Nestled in the small, upstairs gallery of Ochi Projects is “As I Travel,” Iranian American artist Nasim Hantehzadeh’s tribute to memory, belonging, and the transience of being.
“I don’t mean that I literally travel. It’s a metaphor for traveling in time or being in between memories and experiences and being in my head going back and forth,” Hantehzadeh says. “Like the way you read a written history, you can imagine it in your head like you’re traveling in time.”
The walls of the gallery are adorned with three 2-D works composed of oil pastel graphite, pencil, and colored pencil on paper. Titled “When the moon is out,” “In the garden, behind the bushes,” and “Floating on the river,” the pieces depict organic forms that twist and overlap over themselves, evoking images of the human body and genitalia. Scattered on the ground are three 3-D works, which Hantehzadeh hesitates to refer to as sculptures—styrofoam carved with a hot rod knife, then covered with dyed concrete and highlighted with a dry pastel rub. The styrofoam, fragile in diametric opposition to the robust concrete, is a metaphor for softness beneath a hard exterior and the notion that things are not always what they seem. She describes her creative process as “something between drawing and painting,” as she crosses disciplines in her practice and choice of material.

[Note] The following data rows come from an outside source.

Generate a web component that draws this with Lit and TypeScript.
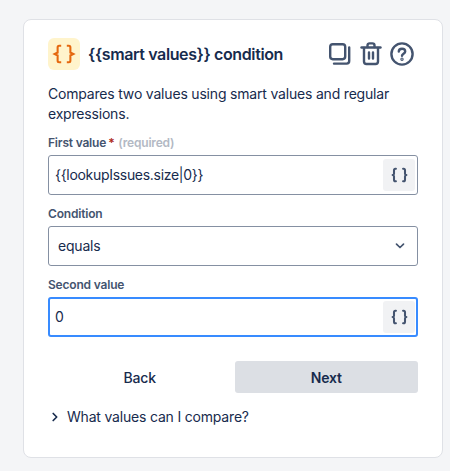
import { LitElement, html, css, svg } from "lit";
import { customElement } from "lit/decorators.js";

const wideBraces = svg`<path d="M7.5 3.6H6.4C5.9 3.6 5.6 3.9 5.6 4.4V7.2L4 8L5.6 8.8V11.6C5.6 12.1 5.9 12.4 6.4 12.4H7.5M10.5 3.6H11.6C12.1 3.6 12.4 3.9 12.4 4.4V7.2L14 8L12.4 8.8V11.6C12.4 12.1 12.1 12.4 11.6 12.4H10.5" fill="none" stroke="currentColor" stroke-linecap="butt" stroke-linejoin="miter"/>`;
const braces = svg`<path d="M6.4 3.5H6C5.3 3.5 5 3.9 5 4.6V7C5 7.7 4.7 8 4 8C4.7 8 5 8.3 5 9V11.4C5 12.1 5.3 12.5 6 12.5H6.4M11.6 3.5H12C12.7 3.5 13 3.9 13 4.6V7C13 7.7 13.3 8 14 8C13.3 8 13 8.3 13 9V11.4C13 12.1 12.7 12.5 12 12.5H11.6" fill="none" stroke="currentColor" stroke-linecap="round" stroke-linejoin="round"/>`;

@customElement("app-root")
export class AppRoot extends LitElement {
  static styles = css`
    :host {
      display: block;
      width: 450px;
      height: 471px;
      box-sizing: border-box;
      padding: 19px 7px 13px 23px;
      background: #f4f5f7;
      font-family: Inter, "Liberation Sans", sans-serif;
      font-size: 14px;
      letter-spacing: -0.19px;
      color: #172b4d;
      overflow: hidden;
    }
    .card {
      box-sizing: border-box;
      height: 439px;
      background: #fff;
      border: 1px solid #dfe1e6;
      border-radius: 8px;
      padding: 18px 24px 0 24px;
    }
    .header {
      display: flex;
      align-items: center;
      height: 32px;
    }
    .badge {
      width: 32px;
      height: 32px;
      border-radius: 6px;
      background: #fff4cc;
      color: #e56910;
      display: flex;
      align-items: center;
      justify-content: center;
      flex: none;
    }
    .badge svg {
      flex: none;
      stroke-width: 1.1;
    }
    .title {
      margin-left: 8px;
      font-size: 16px;
      font-weight: 600;
      line-height: 20px;
      letter-spacing: -0.38px;
      flex: 1;
      white-space: nowrap;
    }
    .actions {
      display: flex;
      align-items: center;
      gap: 4px;
      color: #44546f;
      margin-right: 2px;
    }
    .actions svg {
      display: block;
    }
    .desc {
      margin: 14px 0 0;
      line-height: 20px;
    }
    .field {
      margin-top: 11px;
    }
    .field + .field {
      margin-top: 11px;
    }
    .label {
      font-size: 12px;
      font-weight: 600;
      line-height: 16px;
      color: #44546f;
      margin-bottom: 4px;
      white-space: nowrap;
    }
    .req {
      color: #ae2a19;
      margin-left: 2px;
    }
    .hint {
      color: #b3b9c4;
      margin-left: 1px;
    }
    .input {
      box-sizing: border-box;
      height: 40px;
      border: 1px solid #8590a2;
      border-radius: 3px;
      display: flex;
      align-items: center;
      padding: 0 2px 0 6px;
      line-height: 20px;
    }
    .input.focus {
      border: 2px solid #388bff;
      padding: 0 1px 0 5px;
    }
    .val {
      flex: 1;
    }
    .mono {
      letter-spacing: -0.3px;
    }
    .brace-btn {
      width: 32px;
      height: 32px;
      background: #f1f2f4;
      border-radius: 3px;
      color: #44546f;
      display: flex;
      align-items: center;
      justify-content: center;
    }
    .brace-btn svg {
      flex: none;
      stroke-width: 1.5;
    }
    .select {
      padding: 0 12px 0 9px;
    }
    .select svg {
      display: block;
      color: #44546f;
    }
    .buttons {
      display: grid;
      grid-template-columns: 1fr 1fr;
      gap: 3px;
      margin-top: 24px;
    }
    .btn {
      height: 32px;
      display: flex;
      align-items: center;
      justify-content: center;
      border-radius: 3px;
      font-weight: 500;
    }
    .btn.next {
      background: #dcdfe4;
      font-weight: 600;
    }
    .expander {
      display: flex;
      align-items: center;
      margin-top: 14px;
      line-height: 20px;
    }
    .expander svg {
      display: block;
      margin-right: 7px;
      margin-left: 2px;
    }
  `;

  render() {
    return html`
      <div class="card">
        <div class="header">
          <div class="badge">
            <svg width="34" height="30" viewBox="0 0 18 16" aria-hidden="true">${wideBraces}</svg>
          </div>
          <div class="title">{{smart values}} condition</div>
          <div class="actions">
            <svg width="28" height="28" viewBox="0 0 28 28" fill="none" stroke="currentColor" stroke-width="2.4" stroke-linejoin="round" aria-hidden="true">
              <rect x="4.2" y="4.2" width="15" height="15" rx="2.6" />
              <path d="M23.2 7.5V21C23.2 22.6 22.2 23.6 20.6 23.6H8" stroke-linecap="round" />
            </svg>
            <svg width="26" height="28" viewBox="0 0 26 28" fill="none" stroke="currentColor" stroke-width="2.4" stroke-linecap="round" stroke-linejoin="round" aria-hidden="true">
              <path d="M3.5 7.5H22.5" />
              <path d="M9.5 7V5.5C9.5 4.2 10.4 3.4 11.6 3.4H14.4C15.6 3.4 16.5 4.2 16.5 5.5V7" />
              <path d="M6 8V21.5C6 23 7 24 8.5 24H17.5C19 24 20 23 20 21.5V8" />
              <path d="M11 12.5V18.5M15 12.5V18.5" />
            </svg>
            <svg width="28" height="28" viewBox="0 0 28 28" fill="none" stroke="currentColor" stroke-width="2.4" stroke-linecap="round" stroke-linejoin="round" aria-hidden="true">
              <circle cx="14" cy="14" r="10.6" />
              <path d="M10.8 11.6C10.8 9.9 12.2 8.8 14 8.8C15.8 8.8 17.2 9.9 17.2 11.4C17.2 13.6 14 13.8 14 15.8" />
              <circle cx="14" cy="19.2" r="0.5" fill="currentColor" />
            </svg>
          </div>
        </div>
        <p class="desc">Compares two values using smart values and regular expressions.</p>
        <div class="field">
          <div class="label">First value<span class="req">*</span> <span class="hint">(required)</span></div>
          <div class="input">
            <span class="val mono">{{lookupIssues.size|0}}</span>
            <div class="brace-btn"><svg width="25" height="22" viewBox="0 0 18 16" aria-hidden="true">${braces}</svg></div>
          </div>
        </div>
        <div class="field">
          <div class="label">Condition</div>
          <div class="input select">
            <span class="val">equals</span>
            <svg width="10" height="8" viewBox="0 0 10 8" fill="none" stroke="currentColor" stroke-width="1.7" stroke-linecap="round" stroke-linejoin="round" aria-hidden="true"><path d="M1.5 2.2L5 5.5L8.5 2.2" /></svg>
          </div>
        </div>
        <div class="field">
          <div class="label">Second value</div>
          <div class="input focus">
            <span class="val">0</span>
            <div class="brace-btn"><svg width="25" height="22" viewBox="0 0 18 16" aria-hidden="true">${braces}</svg></div>
          </div>
        </div>
        <div class="buttons">
          <div class="btn">Back</div>
          <div class="btn next">Next</div>
        </div>
        <div class="expander">
          <svg width="10" height="10" viewBox="0 0 10 10" fill="none" stroke="currentColor" stroke-width="1.7" stroke-linecap="round" stroke-linejoin="round" aria-hidden="true"><path d="M3.2 1.5L6.7 5L3.2 8.5" /></svg>
          What values can I compare?
        </div>
      </div>
    `;
  }
}
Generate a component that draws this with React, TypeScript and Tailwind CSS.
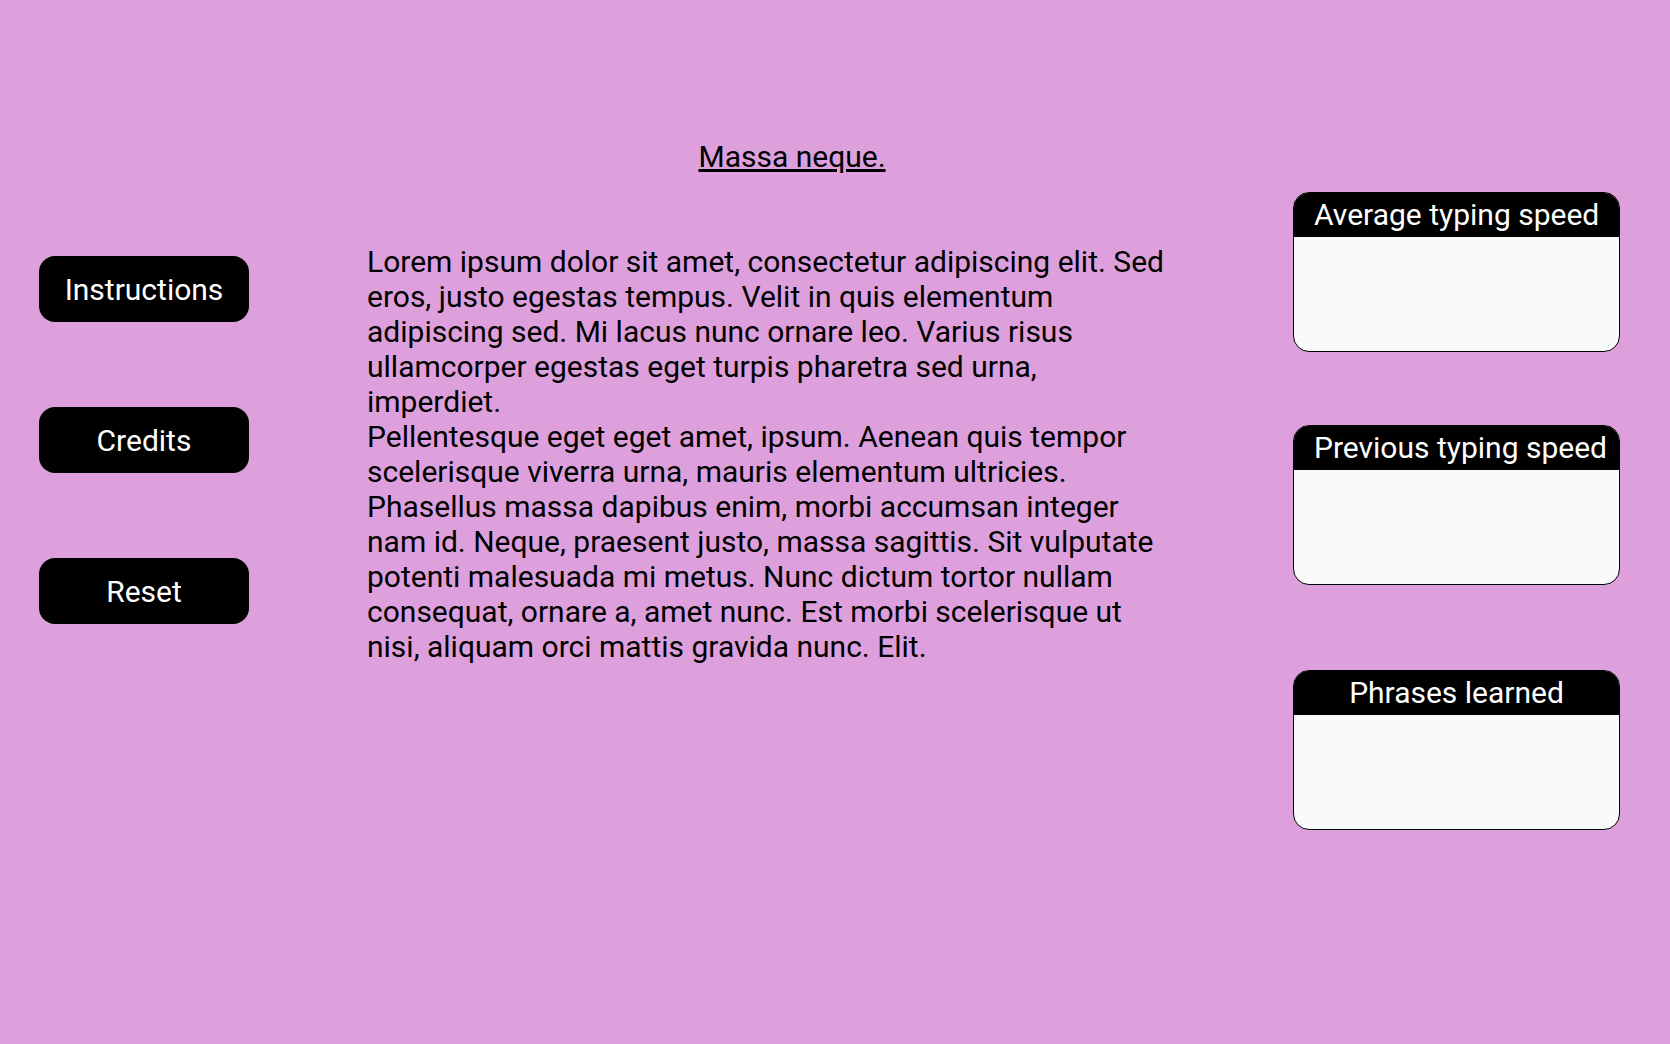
import React from "react";

const BUTTONS = ["Instructions", "Credits", "Reset"];

const STATS = [
  { label: "Average typing speed", gap: "" },
  { label: "Previous typing speed", gap: "mt-[73px]" },
  { label: "Phrases learned", gap: "mt-[85px]" },
];

const StatCard: React.FC<{ label: string; className?: string }> = ({ label, className }) => (
  <div className={`w-[327px] h-[160px] rounded-[16px] border border-black bg-[#fafafa] overflow-hidden flex flex-col ${className ?? ""}`}>
    <div className="h-[44px] bg-black text-white px-[20px] text-center whitespace-nowrap text-[30px] leading-[44px]">
      {label}
    </div>
    <div className="flex-1" />
  </div>
);

export default function App() {
  return (
    <div className="h-[1044px] bg-[#dda0dd] font-['Roboto','Noto_Sans',sans-serif] text-black flex">
      {/* menu */}
      <div className="pl-[39px] pt-[256px] flex flex-col gap-[85px]">
        {BUTTONS.map((b) => (
          <button
            key={b}
            className="w-[210px] h-[66px] rounded-[16px] bg-black text-white text-[30px] leading-[35px] flex items-center justify-center"
          >
            {b}
          </button>
        ))}
      </div>

      {/* phrase */}
      <div className="ml-[118px] w-[800px] pt-[139px]">
        <h1 className="pl-[50px] text-center text-[30px] leading-[35px] underline">Massa neque.</h1>
        <div className="mt-[70px] text-[30px] leading-[35px]">
          <p>
            Lorem ipsum dolor sit amet, consectetur adipiscing elit. Sed eros, justo egestas tempus. Velit in quis
            elementum adipiscing sed. Mi lacus nunc ornare leo. Varius risus ullamcorper egestas eget turpis pharetra
            sed urna, imperdiet.
          </p>
          <p>
            Pellentesque eget eget amet, ipsum. Aenean quis tempor scelerisque viverra urna, mauris elementum
            ultricies. Phasellus massa dapibus enim, morbi accumsan integer nam id. Neque, praesent justo, massa
            sagittis. Sit vulputate potenti malesuada mi metus. Nunc dictum tortor nullam consequat, ornare a, amet
            nunc. Est morbi scelerisque ut nisi, aliquam orci mattis gravida nunc. Elit.
          </p>
        </div>
      </div>

      {/* stats */}
      <div className="ml-auto mr-[50px] pt-[192px] flex flex-col">
        {STATS.map((s) => (
          <StatCard key={s.label} label={s.label} className={s.gap} />
        ))}
      </div>
    </div>
  );
}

“When I first started drawing these forms, when the forms first appeared, they were geometric and organic,” Hantehzadeh says. “As time passed, they evolved … Most of the forms when they appeared were abstract, sometimes you can recognize them. Most of it is based on the education we got from the system. Based on that education, you can recognize the symbols or semiotics in the works. Each person can imagine it for themselves.”
Rife with references to human genitalia, the works see figures interacting with one another and combining to form non-gendered forms that reference a state of being Hantehzadeh is all too familiar with: occupying a non-binary space between two locations, Iran and the United States. Born in the United States but raised in Iran, Hantehzadeh says she often felt caught between two worlds.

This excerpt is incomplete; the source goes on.